When victims reported serious crimes, and suspected felons were arrested, Justices of the Peace were required to examine the parties and witnesses and make written records of these examinations. These records often formed the basis of the evidence presented to the grand jury, and subsequently at the trial. When trials were conducted by lawyers these preliminary examinations were also incorporated into prosecution briefs prepared before the trial took place. Other legal documents produced in the course of a trial include letters, affidavits, and warrants.
A remarkable number of these manuscript documents have been preserved, and many provide extensive additional details of the circumstances surrounding crimes as well as the judicial history of prosecutions. Most are located at The National Archives and the London Metropolitan Archives.

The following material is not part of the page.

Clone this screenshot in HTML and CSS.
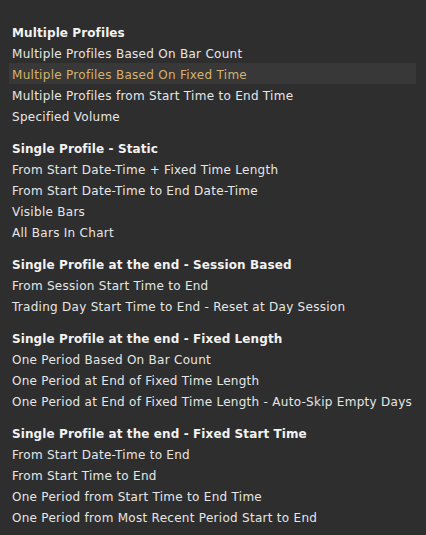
FILE: index.html
```html
<!DOCTYPE html>
<html>
<head>
<meta charset="utf-8">
<link rel="stylesheet" href="styles.css">
</head>
<body>
<div class="menu">
  <div class="group">
    <div class="head">Multiple Profiles</div>
    <div class="item">Multiple Profiles Based On Bar Count</div>
    <div class="item active">Multiple Profiles Based On Fixed Time</div>
    <div class="item">Multiple Profiles from Start Time to End Time</div>
    <div class="item">Specified Volume</div>
  </div>
  <div class="group">
    <div class="head">Single Profile - Static</div>
    <div class="item">From Start Date-Time + Fixed Time Length</div>
    <div class="item">From Start Date-Time to End Date-Time</div>
    <div class="item">Visible Bars</div>
    <div class="item">All Bars In Chart</div>
  </div>
  <div class="group">
    <div class="head">Single Profile at the end - Session Based</div>
    <div class="item">From Session Start Time to End</div>
    <div class="item">Trading Day Start Time to End - Reset at Day Session</div>
  </div>
  <div class="group">
    <div class="head">Single Profile at the end - Fixed Length</div>
    <div class="item">One Period Based On Bar Count</div>
    <div class="item">One Period at End of Fixed Time Length</div>
    <div class="item">One Period at End of Fixed Time Length - Auto-Skip Empty Days</div>
  </div>
  <div class="group">
    <div class="head">Single Profile at the end - Fixed Start Time</div>
    <div class="item">From Start Date-Time to End</div>
    <div class="item">From Start Time to End</div>
    <div class="item">One Period from Start Time to End Time</div>
    <div class="item">One Period from Most Recent Period Start to End</div>
  </div>
</div>
</body>
</html>
```
FILE: styles.css
```css
html, body {
  margin: 0;
  padding: 0;
  background: #2e2e2e;
  width: 426px;
  height: 535px;
  overflow: hidden;
}
.menu {
  display: flex;
  flex-direction: column;
  gap: 11px;
  padding: 21px 10px 0 9px;
  font-family: "DejaVu Sans", Verdana, sans-serif;
  font-size: 12px;
  color: #e6e6e6;
}
.group {
  display: flex;
  flex-direction: column;
}
.head, .item {
  height: 19px;
  line-height: 20px;
  padding: 2px 0 0 3px;
  white-space: nowrap;
}
.item {
  letter-spacing: 0.28px;
}
.head {
  font-weight: bold;
  color: #f2f2f2;
  letter-spacing: 0.1px;
}
.item.active {
  background: #383838;
  color: #d6b26c;
}
```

Few of these records survive after 1790, with the exception of some City cases from parts of 1818, 1825, 1828, and 1833, and Middlesex cases from 1792, 1796, 1800-12, and 1817-34.
Depositions taken for offences tried at the Old Bailey since 1839 have only been selectively preserved. Those for most of the major offences (e.g. murder, sedition, treason, riot and political conspiracy), together with a 2% random sample of other trials, are preserved in The National Archives.
Petitions and Pardons
There were occasions in the course of the legal process when defendants might wish to petition the court about the conduct of their trial. Most importantly, convicted criminals often petitioned for a pardon or to have their punishment reduced, particularly if they had been sentenced to death, and often their friends, relatives, and neighbours sent petitions in support of their case. This was an important exercise, and frequently successful: around 60% of those sentenced to death in the eighteenth century, rising to over 90% in the 1830s, were pardoned. Petitions for pardons and to remit sentences were typically addressed to the monarch in the eighteenth century, and later to ministers. Officials then asked for a report on the case before it was discussed by ministers. During the nineteenth century the developing bureaucracy within the Home Office played an ever-increasing role in these discussions and decision-making. These different processes through time generated some valuable records.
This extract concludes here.